The UN SDG Dimension
The connections between RAJUK’s construction policy failures and Bangladesh’s SDG commitments are direct and serious. SDG 11 (Sustainable Cities and Communities) calls explicitly for inclusive, safe, resilient, and sustainable human settlements, with specific targets around disaster risk reduction, accessible housing, and participatory urban planning. SDG 13 demands urgent climate action and integration of disaster risk into national planning. SDG 3, which addresses good health and well-being, is implicated every time a preventable fire or structural collapse takes lives. SDG 16’s emphasis on accountable and effective institutions applies squarely to a planning authority whose enforcement record falls consistently short of its regulatory mandate.
Bangladesh has embedded the SDGs within its national development architecture, but the persistent gap between RAJUK’s regulatory framework and its enforcement practice means that Dhaka’s urban development trajectory actively contradicts the SDG vision rather than advancing it. Sustainable urbanization cannot be achieved through aspirational planning documents alone. It requires the institutional will and capacity to enforce standards before disasters occur, not investigate them afterward.
What Must Change: Policy and Implementation Reforms
The path to a safer and more sustainable Dhaka requires reform across several interconnected fronts.
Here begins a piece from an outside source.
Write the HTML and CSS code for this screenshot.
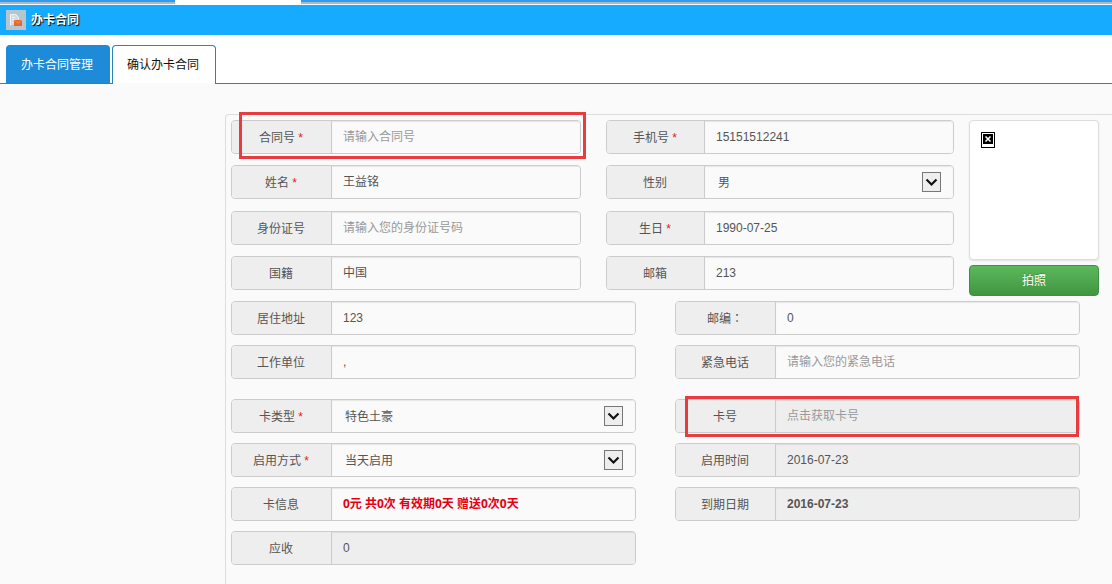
FILE: index.html
```html
<!DOCTYPE html>
<html lang="zh-CN">
<head>
<meta charset="utf-8">
<title>办卡合同</title>
<link rel="stylesheet" href="styles.css">
</head>
<body>
<div class="strip"><div class="strip-active"></div></div>
<header class="titlebar">
  <svg class="title-icon" viewBox="0 0 20 20" aria-hidden="true">
    <rect width="20" height="20" fill="#b5c6d0"/>
    <path d="M4 4h6l3 3v3h-5v5H4z" fill="#d3dade"/>
    <path d="M4.500 15.500v-11h5l3 3v2M6 7.500h3M6 9.500h3M6 12.500h1" fill="none" stroke="#f1f3f4"/>
    <rect x="8" y="10" width="8" height="6" fill="#e5682f"/>
    <path d="M8 10l4 3 4-3" fill="none" stroke="#f0935f"/>
  </svg>
  <h1 class="title">办卡合同</h1>
</header>
<nav class="tabs">
  <a class="tab tab-filled" href="#manage">办卡合同管理</a>
  <a class="tab tab-current" href="#confirm" aria-current="page">确认办卡合同</a>
</nav>
<form class="panel">
  <div class="top">
    <div class="fields fields-top">
      <div class="field marked marked-contract">
        <label class="label" for="contract">合同号 <span class="req">*</span></label>
        <input class="control" id="contract" type="text" placeholder="请输入合同号">
      </div>
      <div class="field">
        <label class="label" for="phone">手机号 <span class="req">*</span></label>
        <input class="control" id="phone" type="text" value="15151512241">
      </div>
      <div class="field">
        <label class="label" for="name">姓名 <span class="req">*</span></label>
        <input class="control" id="name" type="text" value="王益铭">
      </div>
      <div class="field">
        <label class="label" for="gender">性别</label>
        <select class="control select" id="gender"><option>男</option><option>女</option></select>
        <svg class="arrow" viewBox="0 0 19 20" aria-hidden="true"><rect x=".5" y=".5" width="18" height="19" fill="#eee" stroke="#777"/><path d="M4.500 7.500l5 5 5-5" fill="none" stroke="#111" stroke-width="2.200"/></svg>
      </div>
      <div class="field">
        <label class="label" for="idno">身份证号</label>
        <input class="control" id="idno" type="text" placeholder="请输入您的身份证号码">
      </div>
      <div class="field">
        <label class="label" for="birth">生日 <span class="req">*</span></label>
        <input class="control" id="birth" type="text" value="1990-07-25">
      </div>
      <div class="field">
        <label class="label" for="nation">国籍</label>
        <input class="control" id="nation" type="text" value="中国">
      </div>
      <div class="field">
        <label class="label" for="mail">邮箱</label>
        <input class="control" id="mail" type="text" value="213">
      </div>
    </div>
    <div class="photo">
      <div class="photo-frame">
        <svg class="photo-missing" viewBox="0 0 14 16" role="img" aria-label="无照片"><rect x=".5" y=".5" width="13" height="15" fill="#fff" stroke="#000"/><rect x="2" y="2" width="10" height="10" fill="#000"/><path d="M4.500 4.500l5 5M9.500 4.500l-5 5" stroke="#fff" stroke-width="1.500"/></svg>
      </div>
      <button class="shoot" type="button">拍照</button>
    </div>
  </div>
  <div class="fields fields-wide">
    <div class="field">
      <label class="label" for="addr">居住地址</label>
      <input class="control" id="addr" type="text" value="123">
    </div>
    <div class="field">
      <label class="label" for="zip" lang="zh-TW">邮编：</label>
      <input class="control" id="zip" type="text" value="0">
    </div>
    <div class="field">
      <label class="label" for="work">工作单位</label>
      <input class="control" id="work" type="text" value=",">
    </div>
    <div class="field">
      <label class="label" for="urgent">紧急电话</label>
      <input class="control" id="urgent" type="text" placeholder="请输入您的紧急电话">
    </div>
  </div>
  <div class="fields fields-wide fields-card">
    <div class="field">
      <label class="label" for="cardtype">卡类型 <span class="req">*</span></label>
      <select class="control select" id="cardtype"><option>特色土豪</option></select>
      <svg class="arrow" viewBox="0 0 19 20" aria-hidden="true"><rect x=".5" y=".5" width="18" height="19" fill="#eee" stroke="#777"/><path d="M4.500 7.500l5 5 5-5" fill="none" stroke="#111" stroke-width="2.200"/></svg>
    </div>
    <div class="field marked marked-card">
      <label class="label" for="cardno">卡号</label>
      <input class="control locked" id="cardno" type="text" placeholder="点击获取卡号" readonly>
    </div>
    <div class="field">
      <label class="label" for="mode">启用方式 <span class="req">*</span></label>
      <select class="control select" id="mode"><option>当天启用</option></select>
      <svg class="arrow" viewBox="0 0 19 20" aria-hidden="true"><rect x=".5" y=".5" width="18" height="19" fill="#eee" stroke="#777"/><path d="M4.500 7.500l5 5 5-5" fill="none" stroke="#111" stroke-width="2.200"/></svg>
    </div>
    <div class="field">
      <label class="label" for="start">启用时间</label>
      <input class="control locked" id="start" type="text" value="2016-07-23" readonly>
    </div>
    <div class="field">
      <label class="label" for="info">卡信息</label>
      <input class="control info" id="info" type="text" value="0元 共0次 有效期0天 赠送0次0天" readonly>
    </div>
    <div class="field">
      <label class="label" for="end">到期日期</label>
      <input class="control locked strong" id="end" type="text" value="2016-07-23" readonly>
    </div>
    <div class="field">
      <label class="label" for="due">应收</label>
      <input class="control locked" id="due" type="text" value="0" readonly>
    </div>
  </div>
</form>
</body>
</html>
```
FILE: styles.css
```css
* { box-sizing: border-box; }

body {
  margin: 0;
  min-height: 100vh;
  display: flex;
  flex-direction: column;
  background: #fafafa;
  color: #555;
  font: 12px/18px "Liberation Sans", "Noto Sans CJK SC", sans-serif;
}

.strip {
  height: 5px;
  padding-left: 175px;
  background: linear-gradient(#2f9bf0 0 2px, #a9b9c6 2px 4px, #f4f8fb 4px);
}
.strip-active { width: 126px; height: 5px; background: #fff; }

.titlebar {
  display: flex;
  align-items: center;
  gap: 5px;
  height: 30px;
  padding: 0 6px;
  background: #17abff;
}
.title-icon { width: 20px; height: 20px; }
.title {
  margin: 0;
  color: #fff;
  font-size: 12px;
  line-height: 18px;
  text-shadow: 1px 1px 1px #000;
}

.tabs {
  display: flex;
  gap: 2px;
  padding: 10px 6px 0;
  background: #fff;
  border-bottom: 1px solid #2a84b4;
}
.tab {
  height: 38px;
  padding: 10px 15px 10px 14px;
  min-width: 104px;
  border: 1px solid #1d8bd8;
  border-bottom: 0;
  border-radius: 4px 4px 0 0;
  text-decoration: none;
}
.tab-filled { background: #1d8bd8; color: #fff; }
.tab-current {
  height: 39px;
  margin-bottom: -1px;
  border-color: #2a84b4;
  background: linear-gradient(#fff 0 37px, #fafafa 37px);
  color: #111;
}

.panel {
  flex: 1;
  margin: 30px 0 0 225px;
  padding: 5px 13px 19px 5px;
  border: 1px solid #ddd;
  border-width: 1px 0 0 1px;
  border-top-left-radius: 4px;
}
.top { display: flex; gap: 15px; }
.fields { display: grid; }
.fields-top {
  flex: 1;
  grid-template-columns: 350fr 348fr;
  column-gap: 25px;
  align-content: space-between;
  padding-bottom: 6px;
}
.fields-wide {
  grid-template-columns: 1fr 1fr;
  gap: 10px 39px;
  margin-top: 5px;
  padding-right: 19px;
}
.fields-card { margin-top: 20px; }

.field {
  position: relative;
  display: flex;
  height: 34px;
  min-width: 0;
  border: 1px solid #ccc;
  border-radius: 4px;
}
.label {
  flex: none;
  width: 100px;
  padding: 8px 1px 6px 0;
  border-right: 1px solid #ccc;
  border-radius: 3px 0 0 3px;
  background: #eee;
  text-align: center;
}
.fields-top .field:nth-child(even) .label { width: 98px; }
.req { color: #e02020; }
.control {
  flex: 1;
  min-width: 0;
  margin: 0;
  padding: 0 12px 0 11px;
  border: 0;
  border-radius: 0 3px 3px 0;
  background: #fafafa;
  box-shadow: inset 0 1px 1px rgba(0, 0, 0, .08);
  color: #555;
  font: inherit;
}
.control::placeholder { color: #999; opacity: 1; }
.select { appearance: none; padding: 1px 36px 0 13px; }
.locked { background: #eee; }
.strong { font-weight: bold; }
.info {
  color: #e60012;
  font-family: "Open Sans", "Noto Sans CJK SC", sans-serif;
  font-weight: bold;
}

.arrow {
  position: absolute;
  top: 6px;
  right: 12px;
  width: 19px;
  height: 20px;
  pointer-events: none;
}

.marked::after {
  content: "";
  position: absolute;
  z-index: 1;
  border: 3px solid #e83c3f;
  pointer-events: none;
}
.marked-contract::after { inset: -9px -6px -6px 7px; }
.marked-card::after { inset: -4px 0 -5px 9px; }

.photo {
  flex: none;
  width: 130px;
  display: flex;
  flex-direction: column;
  gap: 5px;
}
.photo-frame {
  height: 140px;
  padding: 11px;
  border: 1px solid #ddd;
  border-radius: 4px;
  background: #fff;
  box-shadow: 0 1px 2px rgba(0, 0, 0, .1);
}
.photo-missing { display: block; width: 14px; height: 16px; }
.shoot {
  height: 31px;
  border: 1px solid #3e8f3e;
  border-radius: 4px;
  background: linear-gradient(#5cb85c, #419641);
  color: #fff;
  font: inherit;
  text-shadow: 0 -1px 0 rgba(0, 0, 0, .2);
}
```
First, RAJUK must be fundamentally restructured as a genuinely independent regulatory authority, insulated from political interference and corruption, with professional staffing commensurate with the scale and complexity of its oversight mandate. The chronic practice of approving non-compliant buildings in exchange for informal payments must be addressed through transparent, digitized approval processes, mandatory third-party structural inspection, and severe professional consequences for non-compliant approvals.
Second, a comprehensive national urban building retrofit program must be urgently designed and funded, prioritizing the seismic and fire safety upgrades of the highest-risk building stock in Dhaka’s most densely populated areas. This is not a task for RAJUK alone. It requires coordinated engagement between the Ministry of Housing, the Ministry of Disaster Management, city corporations, and the private construction sector, backed by accessible financing mechanisms for lower-income building owners.
Third, fire safety compliance must become a non-negotiable condition of both initial occupancy certification and periodic re-certification, covering functional fire exits, suppression systems, evacuation plans, and unobstructed access routes. Buildings that fail periodic inspection must face mandatory remediation with legally enforced timelines.
Fourth, public awareness and community-level disaster preparedness must be institutionalized. Citizens, building owners, and tenants must understand their rights, their responsibilities, and the evacuation procedures relevant to their buildings. This is to be done not as a voluntary initiative, but as a structured element of urban safety governance.
RAJUK’s construction policy as currently practiced is not building Dhaka’s future. It is mortgaging it. Each unauthorized floor, each blocked fire exit, and each uninspected foundation represent a deferred catastrophe. The SDGs provide both the ethical framework and the practical architecture for a different approach: one in which urban growth is inseparable from resilience, safety, and accountability. Dhaka has the density, the economic dynamism, and the civic talent to become a model of sustainable urbanization in the developing world. But that future requires the political courage to enforce the standards that already exist, before the next disaster makes the cost of inaction impossible to ignore.